The big debate for 400 Gbit/s was whether traditional signalizing (NRZ) would be used or if a new technology (PAM-4) would displace NRZ signaling. Standards bodies such as IEEE and CEI spent significant time discussing both approaches and ultimately decided to move to PAM-4 signaling as the de facto technology for 400 GbE. This means that the change to 400 GbE was revolutionary and not evolutionary. As a result, much of the ecosystem remains to be built out. 100 GbE is low cost and reliable, where moving to 400 GbE has yet to achieve the cost and reliability to truly see the entire infrastructure move to it. Evidence of a stall of the 400 GbE ecosystem really showed when Facebook announced that it would continue to build data centers based on 100 GbE technologies.

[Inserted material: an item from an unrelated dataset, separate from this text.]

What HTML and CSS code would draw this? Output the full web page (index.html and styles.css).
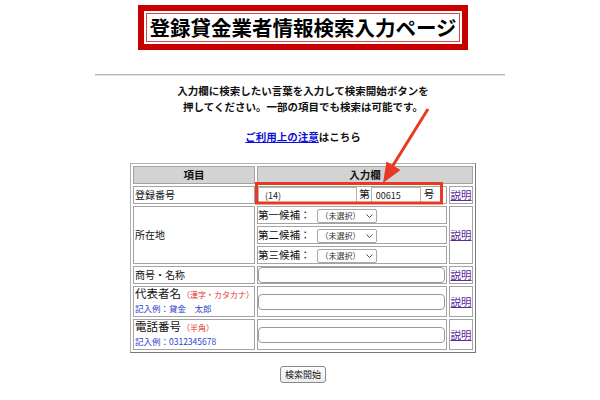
FILE: index.html
```html
<!DOCTYPE html>
<html lang="ja">
<head>
<meta charset="utf-8">
<title>登録貸金業者情報検索入力ページ</title>
<link rel="stylesheet" href="styles.css">
</head>
<body>
<div class="page">
  <div class="title-wrap">
    <div class="title-outer"><div class="title-inner">登録貸金業者情報検索入力ページ</div></div>
  </div>
  <hr class="rule">
  <p class="intro">入力欄に検索したい言葉を入力して検索開始ボタンを<br>押してください。一部の項目でも検索は可能です。</p>
  <p class="notice"><a href="#" class="notice-link">ご利用上の注意</a>はこちら</p>
  <table class="search">
    <colgroup><col class="c1"><col class="c2"><col class="c3"></colgroup>
    <tr><th>項目</th><th colspan="2">入力欄</th></tr>
    <tr>
      <td class="label">登録番号</td>
      <td class="field"><input class="reg1" value="(14)"> 第<input class="reg2" value="00615">号</td>
      <td class="ex"><a href="#">説明</a></td>
    </tr>
    <tr>
      <td class="label" rowspan="3">所在地</td>
      <td class="field">第一候補：<span class="sel">（未選択）<svg class="chev" width="7" height="4" viewBox="0 0 7 4"><polyline points="0.5,0.5 3.5,3.5 6.5,0.5" fill="none" stroke="#555" stroke-width="1"/></svg></span></td>
      <td class="ex" rowspan="3"><a href="#">説明</a></td>
    </tr>
    <tr>
      <td class="field">第二候補：<span class="sel">（未選択）<svg class="chev" width="7" height="4" viewBox="0 0 7 4"><polyline points="0.5,0.5 3.5,3.5 6.5,0.5" fill="none" stroke="#555" stroke-width="1"/></svg></span></td>
    </tr>
    <tr>
      <td class="field">第三候補：<span class="sel">（未選択）<svg class="chev" width="7" height="4" viewBox="0 0 7 4"><polyline points="0.5,0.5 3.5,3.5 6.5,0.5" fill="none" stroke="#555" stroke-width="1"/></svg></span></td>
    </tr>
    <tr>
      <td class="label">商号・名称</td>
      <td class="field"><input class="txt"></td>
      <td class="ex"><a href="#">説明</a></td>
    </tr>
    <tr class="tall">
      <td class="label"><span class="big">代表者名</span><span class="note">（漢字・カタカナ）</span><br><span class="eg">記入例：貸金　太郎</span></td>
      <td class="field"><input class="txt"></td>
      <td class="ex"><a href="#">説明</a></td>
    </tr>
    <tr class="tall">
      <td class="label"><span class="big">電話番号</span><span class="note">（半角）</span><br><span class="eg">記入例：0312345678</span></td>
      <td class="field"><input class="txt"></td>
      <td class="ex"><a href="#">説明</a></td>
    </tr>
  </table>
  <div class="actions"><button class="go" type="button">検索開始</button></div>
</div>
<svg class="overlay" width="600" height="400" viewBox="0 0 600 400">
  <line x1="428" y1="109" x2="392" y2="167" stroke="#e63a24" stroke-width="3"/>
  <polygon points="383,183 400.5,170 386.5,161.5" fill="#e63a24"/>
  <rect x="256.5" y="183.5" width="185" height="19.5" fill="none" stroke="#e63a24" stroke-width="3"/>
</svg>
</body>
</html>
```

FILE: styles.css
```css
html, body {
  margin: 0;
  padding: 0;
  background: #fff;
}
body {
  font-family: "Noto Sans CJK JP", "Noto Sans", sans-serif;
  color: #111;
  width: 600px;
  height: 400px;
  overflow: hidden;
  position: relative;
}
.page {
  padding-left: 6px;
}
.title-wrap {
  padding-top: 5px;
  text-align: center;
}
.title-outer {
  display: inline-block;
  border: 6px solid #c80000;
  padding: 2px;
  background: #fff;
}
.title-inner {
  border: 1px solid #d84848;
  padding: 0 2px;
  font-size: 20.5px;
  font-weight: 700;
  line-height: 27px;
  color: #000;
}
.rule {
  width: 410px;
  height: 0;
  margin: 24px 0 0 89px;
  border: 0;
  border-top: 1px solid #b8b8b8;
  border-bottom: 1px solid #e2e2e2;
}
.intro {
  margin: 7px 0 0;
  text-align: center;
  font-size: 10.5px;
  font-weight: 700;
  line-height: 16px;
}
.notice {
  margin: 14px 0 0;
  text-align: center;
  font-size: 10.5px;
  font-weight: 700;
  line-height: 16px;
}
.notice-link {
  color: #1010d8;
  text-decoration: underline;
}
.search {
  margin: 18px auto 0;
  width: 346px;
  table-layout: fixed;
  border-collapse: separate;
  border-spacing: 2px;
  border: 1px solid;
  border-color: #b0b0b0 #777 #777 #b0b0b0;
}
.c1 { width: 122px; }
.c2 { width: 190px; }
.c3 { width: 24px; }
.search th,
.search td {
  border: 1px solid #a4a4a4;
  padding: 0 1px;
  height: 18px;
  box-sizing: border-box;
  font-size: 10.5px;
  line-height: 14px;
  white-space: nowrap;
  overflow: hidden;
}
.search th {
  background: #d3d3d3;
  font-weight: 700;
  text-align: center;
}
.search td.label {
  font-size: 10px;
}
.search td.field {
  padding: 0;
}
.search td.ex {
  text-align: center;
  padding: 0;
}
.search td.ex a {
  color: #5a2a9a;
  text-decoration: underline;
}
.search tr.tall td {
  height: 30px;
}
.search tr.tall td.label {
  font-size: 6px;
  line-height: 13px;
}
.big {
  font-size: 11.5px;
  line-height: 13px;
}
.note {
  font-size: 8px;
  line-height: 13px;
  color: #e03228;
  margin-left: 1px;
}
.eg {
  font-size: 8.5px;
  line-height: 13px;
  color: #2b3fd0;
}
input {
  font-family: inherit;
  margin: 0;
  vertical-align: middle;
  box-sizing: border-box;
  outline: none;
}
.reg1,
.reg2 {
  height: 16px;
  border: 1px solid #b4b4b4;
  border-radius: 0;
  padding: 0 4px;
  font-size: 9px;
  color: #222;
  background: #fff;
}
.reg1 { width: 99px; padding-left: 6px; }
.reg2 { width: 50px; margin-left: 1px; margin-right: 3px; }
.txt {
  width: 187px;
  height: 16px;
  border: 1px solid #9a9a9a;
  border-radius: 4px;
  padding: 0 3px;
  background: #fff;
}
.sel {
  display: inline-flex;
  align-items: center;
  vertical-align: middle;
  height: 12px;
  margin-left: 6px;
  padding: 0 3px 0 3px;
  border: 1px solid #a8a8a8;
  border-radius: 2px;
  font-size: 8px;
  line-height: 10px;
  color: #333;
  background: #fff;
}
.chev {
  margin-left: 5px;
}
.actions {
  margin-top: 13px;
  display: flex;
  justify-content: center;
}
.go {
  font-family: inherit;
  font-size: 9px;
  line-height: 11px;
  padding: 2px 4px;
  border: 1px solid #8a8a8a;
  border-radius: 3px;
  background: linear-gradient(#ffffff, #ececec);
  color: #111;
}
.overlay {
  position: absolute;
  left: 0;
  top: 0;
  pointer-events: none;
}
```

Even with a slight slowdown in the 400 Gbit/s build out of data centers, it doesn’t mean that technology is still progressing. As 5G begins to take over the cell phone networks, even more stress will be put onto the data centers and technology is being developed for 800 Gbit/s! Currently 800 GbE will be rolled out in two phases, with the first phase being 8 lanes of 100 Gbit/s technology and eventually changing to 4 lanes of 200 Gbit/s PAM-4 signaling. While 800 GbE might appear evolutionary, moving to 200 Gbit/s PAM-4 signaling will bring plenty of challenges for developers. Today at 100 Gbit/s we see huge signal to noise challenges and margins that are continually stressed. We see the need for forward error correction and equalization as bit error rates have shrunk from 10E-12 to 10E-5 (uncorrected). Now imagine how difficult doubling that data rate will be.
PCIExpress moves from Gen4 to Gen5 and PAM4
To this point we have discussed the ethernet standards, but that is not the only place where we will see technologies having to go faster. PCIExpress has been one of the fundamental building blocks for high speed digital technologies. PCIExpress has been stuck at Gen4 for nearly a decade, however Gen4 it is not fast enough to handle 400 GbE. PCIExpress needed to adopt and get faster, as a result the PCIExpress consortium announced Gen5, which doubled the speed to be able to meet the 400GbE needs. The move to Gen5 meant that speeds increase from 16 Gbit/s to 32 Gbits/s and that margins are shrinking further.
Figure 2: PCIExpress will move 4 times faster over the next five years.
The most profound challenge for PCIExpress Gen5 will be how to distinguish between a 1 and a 0 at the end of the channel. To characterize this behavior, developers use the real time eye measurement. For Gen4 the measurement had a size of 20mV. While this is small, it was possible to measure the real-time eye. As we move to PCIExpress Gen5, the specification shrank to 14 mV! That is incredibly small and it is after de-embedding the impact of the channel and equalizing the eye. Simply put, the move to Gen5 will not be easy. Even more difficult will be the move to PCIExpress Gen6. It has been announced that to keep up with 800GbE, PCIExpress will move to PAM-4. This is a major change and will mean new learnings and test equipment across the entire ecosystem.
New technologies emerge to improve throughput
As PCIExpress took many years to get to Gen5 and >20 Gbit/s, the industry needed faster speeds. As mentioned in the introduction, software defined networks and network function virtualization are taking over the data center and this creates demand for machine learning. With machine learning comes the need for very fast communication between the processor and all the accelerators, including the graphics processing unit (GPU). Machine learning has also brought large demand for GPUs across the data center. The need for faster speeds created a need for new technologies that could handle machine learning better than PCIExpress. Enter Cache Coherent Interconnect (CCIX) and Compute Express Link (CXL) into the technology mix.
So why the need for new technologies? The main driver behind these technologies, outside of the need for faster speed, is the need for cache coherency. Essentially allowing for easier access to the caches of the processors and the accelerators. Cache coherency is a key component for enabling faster machine learning as the components of the server are in constant communication. Both CXL and CCIX promise cache coherency along with speeds that will meet the demands of the 400Gbe infrastructure. They plan to co-exist with PCIExpress.
Technologies inside the data center are moving to faster, more efficient technologies. The move to 400 GbE is revolutionary and means that even high speed digital technologies are impacted. Developers must keep up with the changes to be able to satisfy consumer’s constant demand for more data with less latency and at faster speeds.